ASISA stats Q4 – trend into asset allocation continues
Jeremy Gardiner, director at Investec Asset Management, shares his insights following the release of Asisa’s Q4 statistics
The fourth quarter of 2012 saw the trend towards asset allocation funds continue with a net R18.7 billion allocated in this direction. This once again highlights the confusion experienced by investors at the moment, where markets ignore negative fundamentals and continue to trend upwards.
Of course any environment where markets are gradually rising (like the JSE, where the All Share Index produced a total return of 27% in 2012) is going to attract the attention of investors. It therefore comes as no surprise that we also saw a small pick-up in flows into equity funds.
We expect these trends to continue, as a healing world should mean less volatility coupled with increased risk-taking, which means equities should continue to gradually gain favour.
This definitely points to a change in the mood among investors, as confirmed by a survey of South African institutional investors conducted by the Bank of America Merrill Lynch, which indicated that sentiment towards equities is improving. 69% of respondents were equity bulls on a 12-month basis at the end of last year versus 38% of respondents bullish on equities in mid-2012.
Another trend which will probably gain traction from here on is the switch to offshore investment as investors become increasingly concerned about the future of the rand. Sadly, this is not the right time for such a strategy – the right time would have been two years ago when the rand was trading in the region of R6,60 to the dollar.

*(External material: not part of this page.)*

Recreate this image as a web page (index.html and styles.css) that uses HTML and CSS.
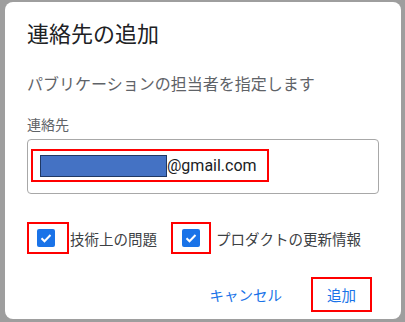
FILE: index.html
```html
<!DOCTYPE html>
<html lang="ja">
<head>
    <meta charset="UTF-8">
    <title>連絡先の追加</title>
    <link rel="stylesheet" href="styles.css">
</head>
<body>
    <div class="dialog">
        <h1 class="dialog-title">連絡先の追加</h1>
        <p class="dialog-text">パブリケーションの担当者を指定します</p>

        <label class="field-label" for="contact">連絡先</label>
        <div class="field" id="contact">
            <span class="mark mark-email">
                <span class="redact"></span>@gmail.com
            </span>
        </div>

        <div class="options">
            <label class="option">
                <span class="mark mark-check">
                    <span class="checkbox">
                        <svg viewBox="0 0 18 18" width="18" height="18"><path d="M4.5 9.2l3 3 6-6.2" fill="none" stroke="#fff" stroke-width="2"/></svg>
                    </span>
                </span>
                <span class="option-text">技術上の問題</span>
            </label>
            <label class="option option-second">
                <span class="mark mark-check">
                    <span class="checkbox">
                        <svg viewBox="0 0 18 18" width="18" height="18"><path d="M4.5 9.2l3 3 6-6.2" fill="none" stroke="#fff" stroke-width="2"/></svg>
                    </span>
                </span>
                <span class="option-text">プロダクトの更新情報</span>
            </label>
        </div>

        <div class="actions">
            <button class="btn" type="button">キャンセル</button>
            <span class="mark mark-btn">
                <button class="btn" type="submit">追加</button>
            </span>
        </div>
    </div>
</body>
</html>
```

FILE: styles.css
```css
/* Page */
body {
    margin: 0;
    padding: 2px 4px 3px 5px;
    background: #9e9e9e;
    font-family: Roboto, "Noto Sans CJK JP", sans-serif;
    height: 322px;
    box-sizing: border-box;
}

/* Dialog */
.dialog {
    background: #fff;
    border-radius: 8px;
    height: 317px;
    box-sizing: border-box;
    padding: 19px 22px 0 22px;
}

.dialog-title {
    margin: 0;
    font-size: 22px;
    line-height: 28px;
    font-weight: 400;
    color: #202124;
}

.dialog-text {
    margin: 25px 0 0;
    font-size: 16px;
    line-height: 22px;
    color: #5f6368;
}

.field-label {
    display: block;
    margin-top: 19px;
    font-size: 14px;
    line-height: 20px;
    color: #5f6368;
}

/* Text field */
.field {
    margin-top: 4px;
    height: 55px;
    box-sizing: border-box;
    border: 1px solid #a8a8a8;
    border-radius: 4px;
    padding: 9px 0 0 3px;
}

/* Red annotation boxes */
.mark {
    border: 2px solid #f00;
    box-sizing: border-box;
    display: inline-flex;
    align-items: center;
}

.mark-email {
    height: 33px;
    width: 238px;
    padding-left: 7px;
    font-size: 16px;
    color: #202124;
}

.redact {
    flex: none;
    width: 127px;
    height: 22px;
    box-sizing: border-box;
    background: #4472c4;
    border: 1px solid #1f3864;
}

/* Checkboxes */
.options {
    display: flex;
    margin-top: 28px;
}

.option {
    display: flex;
    align-items: center;
    font-size: 14.5px;
    color: #3c4043;
}

.option-second {
    margin-left: 14px;
}

.mark-check {
    height: 32px;
    padding: 0 12px 0 8px;
}

.option-second .mark-check {
    padding: 0 9px 0 9px;
}

.option-text {
    margin-left: 1px;
}

.option-second .option-text {
    margin-left: 5px;
}

.checkbox {
    width: 18px;
    height: 18px;
    border-radius: 2px;
    background: #1a73e8;
    display: flex;
}

/* Buttons */
.actions {
    display: flex;
    justify-content: flex-end;
    align-items: center;
    margin-top: 23px;
    padding-right: 7px;
}

.btn {
    background: none;
    border: none;
    font-family: inherit;
    font-size: 14.5px;
    color: #1a73e8;
    padding: 0;
    cursor: pointer;
}

.mark-btn {
    width: 61px;
    height: 35px;
    justify-content: center;
    margin-left: 29px;
}
```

On the whole, we believe 2013 will be another strong year for equities, although not to the extent of returns experienced last year. Certainly the environment this year should be in favour of emerging markets and emerging market currencies. We as a country, however, need to understand the importance of creating an environment that is attractive to both short-term and long-term capital if we are going to take our fair share of the flows. We don’t have an automatic invitation to the party and if we continue displaying hostility towards foreign investment, as has been evidenced over the past six months, we must not be surprised if the rand, growth and jobs collapse. Investors have a lot of options in developing markets, many of which are growing faster and have a more friendly business environment than us.